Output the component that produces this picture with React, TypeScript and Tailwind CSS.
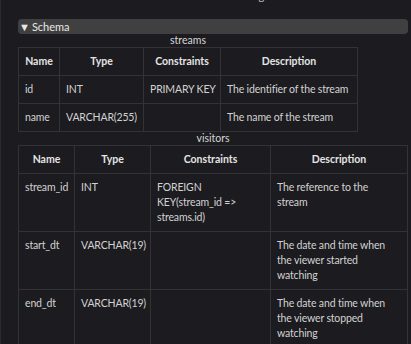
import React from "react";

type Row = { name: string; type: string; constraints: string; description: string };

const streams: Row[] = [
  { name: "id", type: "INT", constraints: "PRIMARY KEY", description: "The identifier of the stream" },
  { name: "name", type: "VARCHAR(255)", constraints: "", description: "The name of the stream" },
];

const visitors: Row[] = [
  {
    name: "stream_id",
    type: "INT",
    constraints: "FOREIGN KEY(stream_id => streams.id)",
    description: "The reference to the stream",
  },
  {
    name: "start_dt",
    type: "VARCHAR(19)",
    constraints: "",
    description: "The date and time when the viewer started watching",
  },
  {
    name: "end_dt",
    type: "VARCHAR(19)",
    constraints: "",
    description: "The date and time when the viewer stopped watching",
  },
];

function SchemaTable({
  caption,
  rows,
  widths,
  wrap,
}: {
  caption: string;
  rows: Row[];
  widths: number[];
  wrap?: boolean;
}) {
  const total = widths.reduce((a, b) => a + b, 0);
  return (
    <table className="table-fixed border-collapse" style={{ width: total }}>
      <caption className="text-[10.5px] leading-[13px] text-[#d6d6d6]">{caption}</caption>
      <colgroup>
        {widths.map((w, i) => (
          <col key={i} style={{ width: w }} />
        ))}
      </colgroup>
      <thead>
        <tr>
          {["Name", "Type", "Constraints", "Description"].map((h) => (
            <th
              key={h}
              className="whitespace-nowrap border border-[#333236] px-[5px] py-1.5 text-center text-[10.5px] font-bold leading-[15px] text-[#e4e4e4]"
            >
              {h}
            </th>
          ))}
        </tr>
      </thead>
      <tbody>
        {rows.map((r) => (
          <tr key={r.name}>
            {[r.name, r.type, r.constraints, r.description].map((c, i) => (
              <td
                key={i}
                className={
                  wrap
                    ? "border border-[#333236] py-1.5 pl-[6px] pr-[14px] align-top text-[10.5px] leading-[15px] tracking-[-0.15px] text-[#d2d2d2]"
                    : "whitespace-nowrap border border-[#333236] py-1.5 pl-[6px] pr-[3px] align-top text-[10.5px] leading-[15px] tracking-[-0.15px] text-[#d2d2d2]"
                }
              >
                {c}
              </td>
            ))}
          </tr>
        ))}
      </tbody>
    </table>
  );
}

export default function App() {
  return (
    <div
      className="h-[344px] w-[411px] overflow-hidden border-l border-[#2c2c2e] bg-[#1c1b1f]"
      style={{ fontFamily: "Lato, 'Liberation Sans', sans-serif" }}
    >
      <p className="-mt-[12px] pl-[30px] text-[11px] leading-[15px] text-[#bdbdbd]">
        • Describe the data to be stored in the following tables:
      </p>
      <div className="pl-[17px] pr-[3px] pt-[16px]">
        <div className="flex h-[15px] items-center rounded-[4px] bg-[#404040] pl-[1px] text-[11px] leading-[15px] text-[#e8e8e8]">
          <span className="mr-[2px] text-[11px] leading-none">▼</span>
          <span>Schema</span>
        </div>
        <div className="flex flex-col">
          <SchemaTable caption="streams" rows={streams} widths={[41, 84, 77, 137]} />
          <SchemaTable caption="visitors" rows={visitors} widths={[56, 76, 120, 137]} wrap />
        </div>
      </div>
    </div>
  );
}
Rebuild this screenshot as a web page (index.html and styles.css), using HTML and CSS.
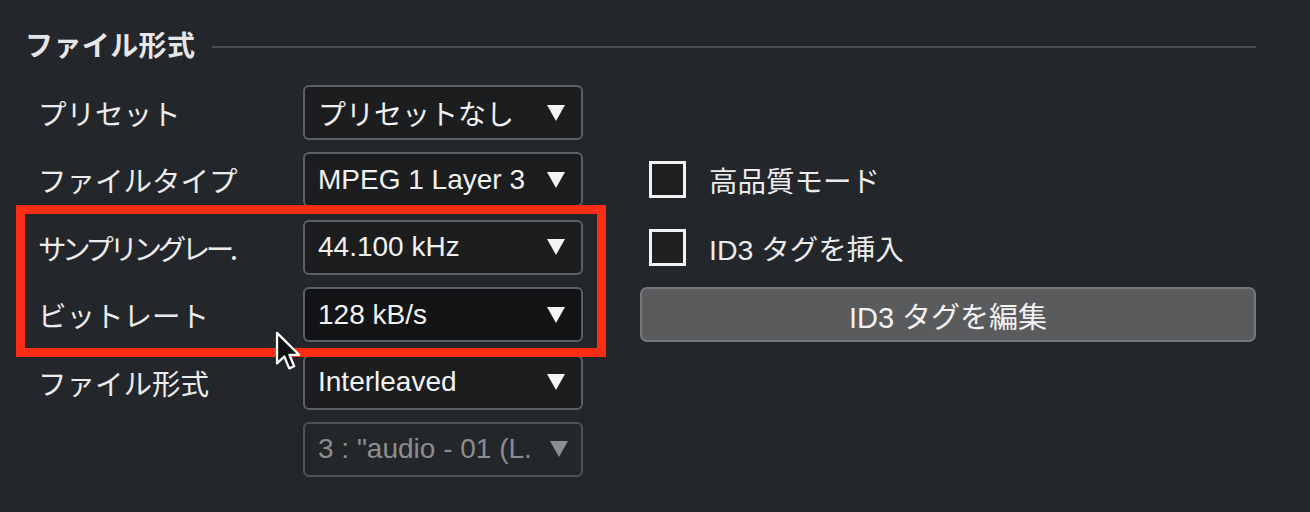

• Given request:
Reproduce the material above verbatim; omit every picture.

• Response to this exercise:
Output the component that produces this picture with React, TypeScript and Tailwind CSS.
import React from "react";

type Row = { name: string; type: string; constraints: string; description: string };

const streams: Row[] = [
  { name: "id", type: "INT", constraints: "PRIMARY KEY", description: "The identifier of the stream" },
  { name: "name", type: "VARCHAR(255)", constraints: "", description: "The name of the stream" },
];

const visitors: Row[] = [
  {
    name: "stream_id",
    type: "INT",
    constraints: "FOREIGN KEY(stream_id => streams.id)",
    description: "The reference to the stream",
  },
  {
    name: "start_dt",
    type: "VARCHAR(19)",
    constraints: "",
    description: "The date and time when the viewer started watching",
  },
  {
    name: "end_dt",
    type: "VARCHAR(19)",
    constraints: "",
    description: "The date and time when the viewer stopped watching",
  },
];

function SchemaTable({
  caption,
  rows,
  widths,
  wrap,
}: {
  caption: string;
  rows: Row[];
  widths: number[];
  wrap?: boolean;
}) {
  const total = widths.reduce((a, b) => a + b, 0);
  return (
    <table className="table-fixed border-collapse" style={{ width: total }}>
      <caption className="text-[10.5px] leading-[13px] text-[#d6d6d6]">{caption}</caption>
      <colgroup>
        {widths.map((w, i) => (
          <col key={i} style={{ width: w }} />
        ))}
      </colgroup>
      <thead>
        <tr>
          {["Name", "Type", "Constraints", "Description"].map((h) => (
            <th
              key={h}
              className="whitespace-nowrap border border-[#333236] px-[5px] py-1.5 text-center text-[10.5px] font-bold leading-[15px] text-[#e4e4e4]"
            >
              {h}
            </th>
          ))}
        </tr>
      </thead>
      <tbody>
        {rows.map((r) => (
          <tr key={r.name}>
            {[r.name, r.type, r.constraints, r.description].map((c, i) => (
              <td
                key={i}
                className={
                  wrap
                    ? "border border-[#333236] py-1.5 pl-[6px] pr-[14px] align-top text-[10.5px] leading-[15px] tracking-[-0.15px] text-[#d2d2d2]"
                    : "whitespace-nowrap border border-[#333236] py-1.5 pl-[6px] pr-[3px] align-top text-[10.5px] leading-[15px] tracking-[-0.15px] text-[#d2d2d2]"
                }
              >
                {c}
              </td>
            ))}
          </tr>
        ))}
      </tbody>
    </table>
  );
}

export default function App() {
  return (
    <div
      className="h-[344px] w-[411px] overflow-hidden border-l border-[#2c2c2e] bg-[#1c1b1f]"
      style={{ fontFamily: "Lato, 'Liberation Sans', sans-serif" }}
    >
      <p className="-mt-[12px] pl-[30px] text-[11px] leading-[15px] text-[#bdbdbd]">
        • Describe the data to be stored in the following tables:
      </p>
      <div className="pl-[17px] pr-[3px] pt-[16px]">
        <div className="flex h-[15px] items-center rounded-[4px] bg-[#404040] pl-[1px] text-[11px] leading-[15px] text-[#e8e8e8]">
          <span className="mr-[2px] text-[11px] leading-none">▼</span>
          <span>Schema</span>
        </div>
        <div className="flex flex-col">
          <SchemaTable caption="streams" rows={streams} widths={[41, 84, 77, 137]} />
          <SchemaTable caption="visitors" rows={visitors} widths={[56, 76, 120, 137]} wrap />
        </div>
      </div>
    </div>
  );
}
Rebuild this screenshot as a web page (index.html and styles.css), using HTML and CSS.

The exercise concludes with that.